Record excerpts:
* Begin *

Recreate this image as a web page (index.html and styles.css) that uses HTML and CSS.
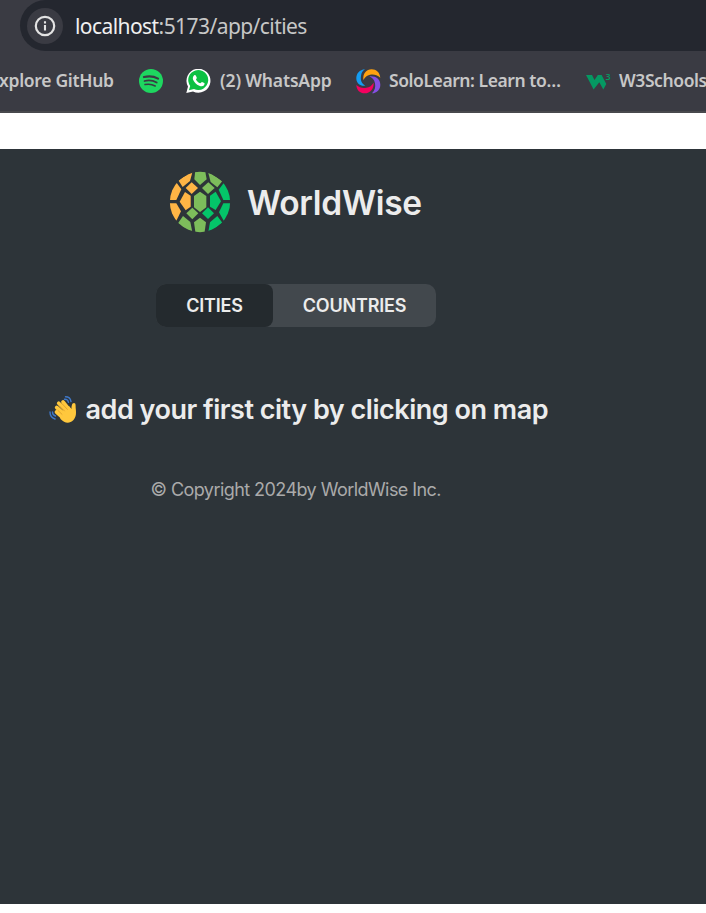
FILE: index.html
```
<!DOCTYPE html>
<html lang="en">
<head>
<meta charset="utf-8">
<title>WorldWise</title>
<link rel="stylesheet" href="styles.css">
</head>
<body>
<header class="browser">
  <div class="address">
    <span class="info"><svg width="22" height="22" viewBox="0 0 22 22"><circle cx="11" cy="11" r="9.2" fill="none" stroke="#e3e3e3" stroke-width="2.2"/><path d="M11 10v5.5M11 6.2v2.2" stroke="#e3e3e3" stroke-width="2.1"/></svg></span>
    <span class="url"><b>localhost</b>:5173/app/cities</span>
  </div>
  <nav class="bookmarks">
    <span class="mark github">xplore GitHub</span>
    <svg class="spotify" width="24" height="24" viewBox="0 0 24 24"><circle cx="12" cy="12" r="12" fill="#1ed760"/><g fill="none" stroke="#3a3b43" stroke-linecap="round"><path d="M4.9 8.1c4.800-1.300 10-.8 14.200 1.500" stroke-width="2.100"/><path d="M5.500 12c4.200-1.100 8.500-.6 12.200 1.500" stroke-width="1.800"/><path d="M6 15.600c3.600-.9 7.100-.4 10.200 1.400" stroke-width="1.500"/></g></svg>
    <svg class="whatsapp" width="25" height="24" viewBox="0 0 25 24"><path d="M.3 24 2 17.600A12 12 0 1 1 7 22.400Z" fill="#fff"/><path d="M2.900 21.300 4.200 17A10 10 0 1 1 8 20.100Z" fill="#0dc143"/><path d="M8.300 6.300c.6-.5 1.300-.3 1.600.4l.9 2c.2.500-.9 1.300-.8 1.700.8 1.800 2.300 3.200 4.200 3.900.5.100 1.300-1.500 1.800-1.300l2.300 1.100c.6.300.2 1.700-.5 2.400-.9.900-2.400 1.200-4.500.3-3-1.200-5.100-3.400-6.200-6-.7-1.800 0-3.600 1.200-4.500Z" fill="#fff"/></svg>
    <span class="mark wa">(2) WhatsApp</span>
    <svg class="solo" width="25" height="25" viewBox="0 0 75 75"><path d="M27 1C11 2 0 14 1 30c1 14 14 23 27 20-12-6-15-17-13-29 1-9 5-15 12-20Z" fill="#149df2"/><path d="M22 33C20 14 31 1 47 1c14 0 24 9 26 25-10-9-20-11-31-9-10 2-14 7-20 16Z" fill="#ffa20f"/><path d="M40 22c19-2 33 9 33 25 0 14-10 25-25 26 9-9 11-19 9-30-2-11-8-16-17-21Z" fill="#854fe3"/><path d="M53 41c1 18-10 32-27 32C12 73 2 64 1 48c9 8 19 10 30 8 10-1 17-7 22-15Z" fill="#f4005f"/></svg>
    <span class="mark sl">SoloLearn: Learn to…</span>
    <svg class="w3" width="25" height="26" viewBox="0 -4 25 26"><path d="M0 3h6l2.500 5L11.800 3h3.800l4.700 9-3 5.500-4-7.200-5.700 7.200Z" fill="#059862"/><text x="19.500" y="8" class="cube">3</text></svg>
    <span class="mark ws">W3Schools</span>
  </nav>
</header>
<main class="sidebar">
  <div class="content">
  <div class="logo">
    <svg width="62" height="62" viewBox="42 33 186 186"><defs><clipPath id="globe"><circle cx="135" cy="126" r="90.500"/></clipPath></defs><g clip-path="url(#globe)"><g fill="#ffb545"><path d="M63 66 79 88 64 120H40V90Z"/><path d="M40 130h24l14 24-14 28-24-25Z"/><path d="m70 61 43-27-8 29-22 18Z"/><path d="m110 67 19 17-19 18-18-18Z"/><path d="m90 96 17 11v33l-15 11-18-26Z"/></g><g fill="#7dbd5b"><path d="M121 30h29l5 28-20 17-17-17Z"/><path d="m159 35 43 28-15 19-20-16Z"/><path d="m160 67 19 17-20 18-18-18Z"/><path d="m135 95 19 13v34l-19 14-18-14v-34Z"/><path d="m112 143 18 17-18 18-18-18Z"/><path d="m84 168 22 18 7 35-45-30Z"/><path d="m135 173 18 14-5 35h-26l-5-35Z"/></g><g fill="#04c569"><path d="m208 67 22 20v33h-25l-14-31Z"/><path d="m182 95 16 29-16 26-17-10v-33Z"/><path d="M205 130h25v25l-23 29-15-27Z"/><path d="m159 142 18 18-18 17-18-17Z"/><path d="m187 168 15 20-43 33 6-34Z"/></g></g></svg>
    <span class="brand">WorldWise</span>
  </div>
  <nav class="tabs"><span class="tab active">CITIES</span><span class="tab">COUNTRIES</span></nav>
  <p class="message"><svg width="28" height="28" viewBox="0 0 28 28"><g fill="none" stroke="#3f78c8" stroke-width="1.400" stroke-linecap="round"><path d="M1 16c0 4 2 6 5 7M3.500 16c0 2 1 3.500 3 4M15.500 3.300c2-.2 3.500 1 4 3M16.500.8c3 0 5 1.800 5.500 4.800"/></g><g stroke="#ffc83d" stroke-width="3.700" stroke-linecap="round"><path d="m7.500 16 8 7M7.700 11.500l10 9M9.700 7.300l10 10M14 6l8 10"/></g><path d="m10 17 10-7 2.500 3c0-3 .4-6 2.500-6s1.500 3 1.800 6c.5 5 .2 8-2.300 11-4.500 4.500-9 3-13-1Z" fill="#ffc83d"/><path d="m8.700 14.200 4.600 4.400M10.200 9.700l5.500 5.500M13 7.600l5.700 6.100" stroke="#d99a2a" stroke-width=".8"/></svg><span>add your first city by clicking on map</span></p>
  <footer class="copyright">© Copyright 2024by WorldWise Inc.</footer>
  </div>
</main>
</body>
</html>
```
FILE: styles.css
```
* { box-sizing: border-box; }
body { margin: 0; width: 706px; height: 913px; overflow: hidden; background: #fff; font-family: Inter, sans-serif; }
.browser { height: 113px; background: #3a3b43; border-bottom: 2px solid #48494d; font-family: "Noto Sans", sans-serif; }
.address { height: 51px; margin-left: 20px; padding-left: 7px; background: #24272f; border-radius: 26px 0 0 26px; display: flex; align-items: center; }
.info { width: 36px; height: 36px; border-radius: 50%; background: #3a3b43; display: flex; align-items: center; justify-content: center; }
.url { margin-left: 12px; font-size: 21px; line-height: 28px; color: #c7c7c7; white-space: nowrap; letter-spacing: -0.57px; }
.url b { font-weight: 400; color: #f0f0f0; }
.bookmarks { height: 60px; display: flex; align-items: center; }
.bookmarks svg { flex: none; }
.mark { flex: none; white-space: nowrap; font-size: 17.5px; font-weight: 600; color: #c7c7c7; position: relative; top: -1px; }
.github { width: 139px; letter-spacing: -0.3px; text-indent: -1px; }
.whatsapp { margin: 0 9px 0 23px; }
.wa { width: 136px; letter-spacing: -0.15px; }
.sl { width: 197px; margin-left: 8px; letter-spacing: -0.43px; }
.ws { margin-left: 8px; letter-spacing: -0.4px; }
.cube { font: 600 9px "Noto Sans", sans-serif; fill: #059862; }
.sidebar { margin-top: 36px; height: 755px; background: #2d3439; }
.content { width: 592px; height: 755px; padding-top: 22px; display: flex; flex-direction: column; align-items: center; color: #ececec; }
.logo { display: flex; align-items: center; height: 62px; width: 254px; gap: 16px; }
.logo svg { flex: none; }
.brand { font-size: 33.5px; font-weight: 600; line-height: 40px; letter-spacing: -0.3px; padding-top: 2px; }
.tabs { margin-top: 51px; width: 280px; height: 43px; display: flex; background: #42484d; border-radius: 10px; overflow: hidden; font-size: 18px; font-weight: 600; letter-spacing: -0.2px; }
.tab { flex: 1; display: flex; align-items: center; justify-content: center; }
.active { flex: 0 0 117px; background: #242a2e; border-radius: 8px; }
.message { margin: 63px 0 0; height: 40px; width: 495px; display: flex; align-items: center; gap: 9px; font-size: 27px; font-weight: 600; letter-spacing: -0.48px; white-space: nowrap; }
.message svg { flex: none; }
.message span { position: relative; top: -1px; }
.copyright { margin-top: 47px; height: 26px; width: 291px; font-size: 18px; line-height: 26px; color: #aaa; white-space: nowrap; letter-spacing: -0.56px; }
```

* End *
* Begin *

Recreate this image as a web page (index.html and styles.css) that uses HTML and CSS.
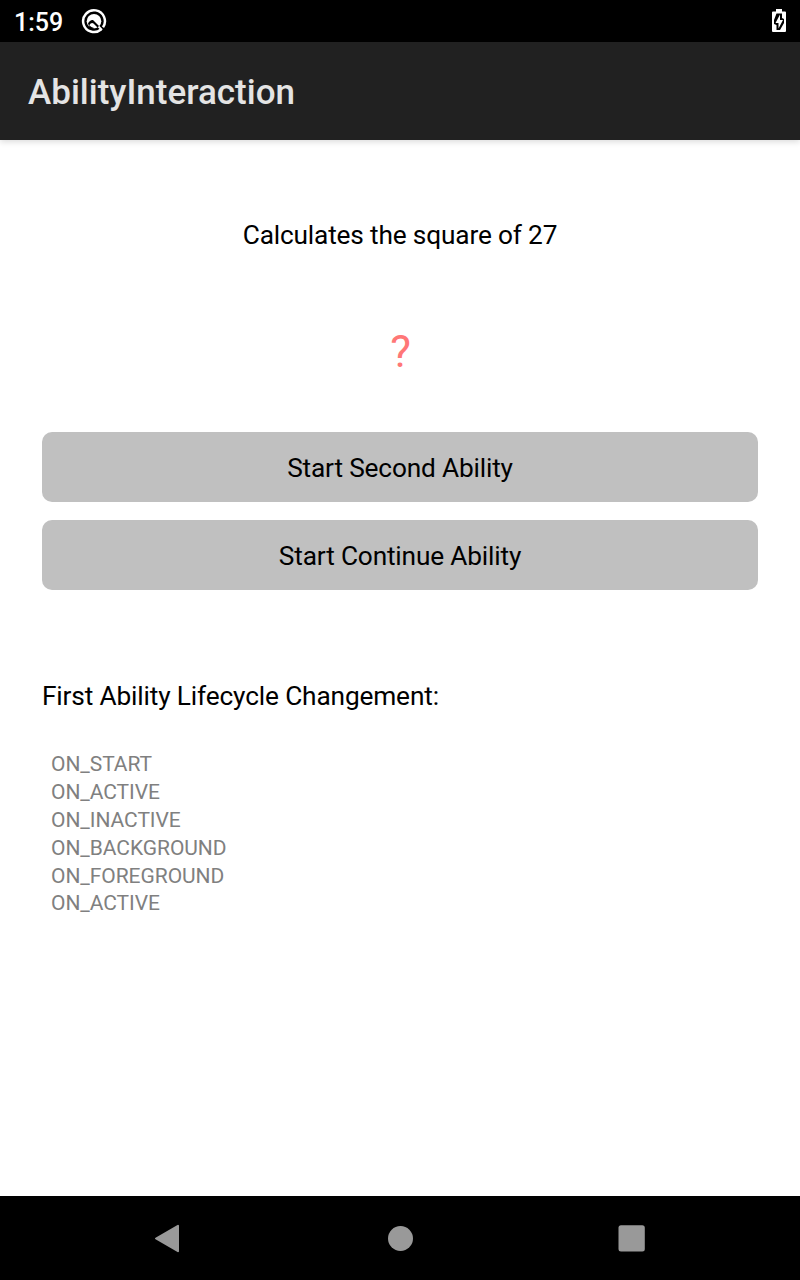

* End *

What you need to do:
Across the records, how many lines contain "html"? Only the number should be given.

Result below:
6